What struck me reading through this was how closely the architecture mirrors what high-throughput financial systems do with market data. A feed handler runs co-located with the exchange, applies symbol filters at the wire level, and forwards only the instruments that matter downstream — because every unnecessary message costs latency and bandwidth. An eBPF sensor does the same thing at the syscall level: in-kernel maps act as the subscription filter, the ring buffer is the zero-copy transport (the same role the LMAX Disruptor plays in Java trading systems), and Kafka carries the normalized event stream to wherever analysis happens. The principle is the same in both worlds: push the filter as close to the source as possible, and only pay for what crosses the boundary.
What surprised me most was not how much had changed, but how much had
not. The bytecode I wrote in 2004 still runs, unmodified, on a 2026 kernel.

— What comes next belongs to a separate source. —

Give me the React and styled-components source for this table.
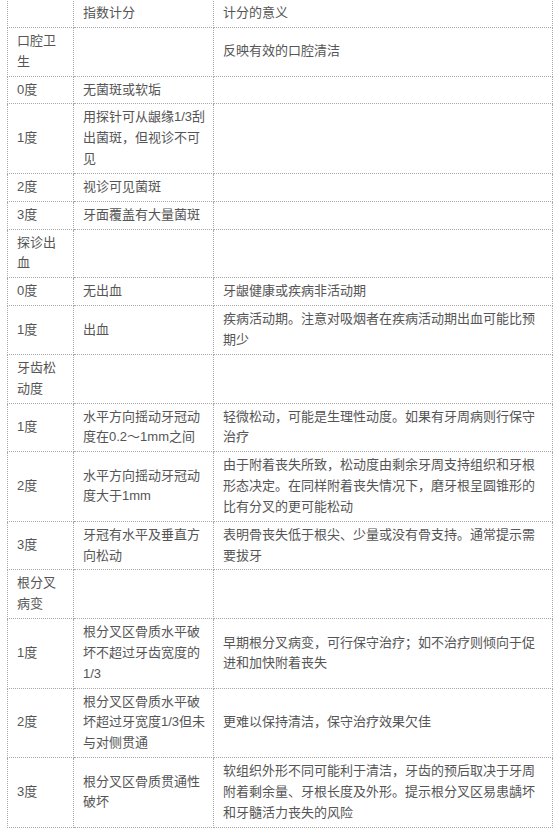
import styled, { createGlobalStyle } from 'styled-components';

const GlobalStyle = createGlobalStyle`
  body {
    margin: 0;
    background: #fff;
  }
`;

const Page = styled.div`
  padding: 0 7px 0 7px;
  overflow: hidden;
`;

const Table = styled.table`
  width: 546px;
  margin-top: -1px;
  border-collapse: collapse;
  table-layout: fixed;
  font-family: "Liberation Sans", "Noto Sans CJK SC", sans-serif;
  font-size: 13px;
  line-height: 20.85px;
  color: #555;
`;

const Cell = styled.td`
  border: 1px dotted #aaa;
  padding: 3px 7px 3px 9px;
  vertical-align: middle;
  word-break: break-all;
`;

const rows = [
  ['', '指数计分', '计分的意义'],
  ['口腔卫生', '', '反映有效的口腔清洁'],
  ['0度', '无菌斑或软垢', ''],
  ['1度', '用探针可从龈缘1/3刮出菌斑，但视诊不可见', ''],
  ['2度', '视诊可见菌斑', ''],
  ['3度', '牙面覆盖有大量菌斑', ''],
  ['探诊出血', '', ''],
  ['0度', '无出血', '牙龈健康或疾病非活动期'],
  ['1度', '出血', '疾病活动期。注意对吸烟者在疾病活动期出血可能比预期少'],
  ['牙齿松动度', '', ''],
  ['1度', '水平方向摇动牙冠动度在0.2～1mm之间', '轻微松动，可能是生理性动度。如果有牙周病则行保守治疗'],
  ['2度', '水平方向摇动牙冠动度大于1mm', '由于附着丧失所致，松动度由剩余牙周支持组织和牙根形态决定。在同样附着丧失情况下，磨牙根呈圆锥形的比有分叉的更可能松动'],
  ['3度', '牙冠有水平及垂直方向松动', '表明骨丧失低于根尖、少量或没有骨支持。通常提示需要拔牙'],
  ['根分叉病变', '', ''],
  ['1度', '根分叉区骨质水平破坏不超过牙齿宽度的1/3', '早期根分叉病变，可行保守治疗；如不治疗则倾向于促进和加快附着丧失'],
  ['2度', '根分叉区骨质水平破坏超过牙宽度1/3但未与对侧贯通', '更难以保持清洁，保守治疗效果欠佳'],
  ['3度', '根分叉区骨质贯通性破坏', '软组织外形不同可能利于清洁，牙齿的预后取决于牙周附着剩余量、牙根长度及外形。提示根分叉区易患龋坏和牙髓活力丧失的风险'],
];

export default function App() {
  return (
    <Page>
      <GlobalStyle />
      <Table>
        <colgroup>
          <col style={{ width: 66 }} />
          <col style={{ width: 140 }} />
          <col />
        </colgroup>
        <tbody>
          {rows.map((r, i) => (
            <tr key={i}>
              <Cell>{r[0]}</Cell>
              <Cell>{r[1]}</Cell>
              <Cell>{r[2]}</Cell>
            </tr>
          ))}
        </tbody>
      </Table>
    </Page>
  );
}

The sock_filter struct is still in the UAPI headers. The API guarantee
held for two decades — a level of stability you rarely see anywhere in
systems software.
The bytecode VM is the same. What changed:
| 2004 | 2026 |
|---|---|
| Hand-written opcodes | C compiled by Clang |
SO_ATTACH_FILTER |
bpf() syscall |
| Socket filter only | kprobes, tracepoints, network, perf |
| No shared state | BPF maps |
| Trust the programmer | Verifier proves safety |
| Silent drops under load | Ring buffers, drops detectable |
The second surprise was the verifier. I expected a filter VM; I did not expect a static analyzer that makes kernel extensions safe enough to ship as production infrastructure. The verifier is not a side feature — it is what makes all of eBPF possible. Without it there is no safe enforcement, no CO-RE, no Cilium, no Tetragon. Everything else is built on the guarantee that the kernel can reject an unsafe program before it runs.
Going back to pangolin and following the thread forward felt like archaeology. The original cBPF filter is still there, buried underneath the eBPF verifier and the JIT compiler — unchanged.
That arc — from hand-written socket-filter bytecode on one machine to a verified, JIT-compiled program deployed across a fleet — is what twenty years of kernel engineering bought.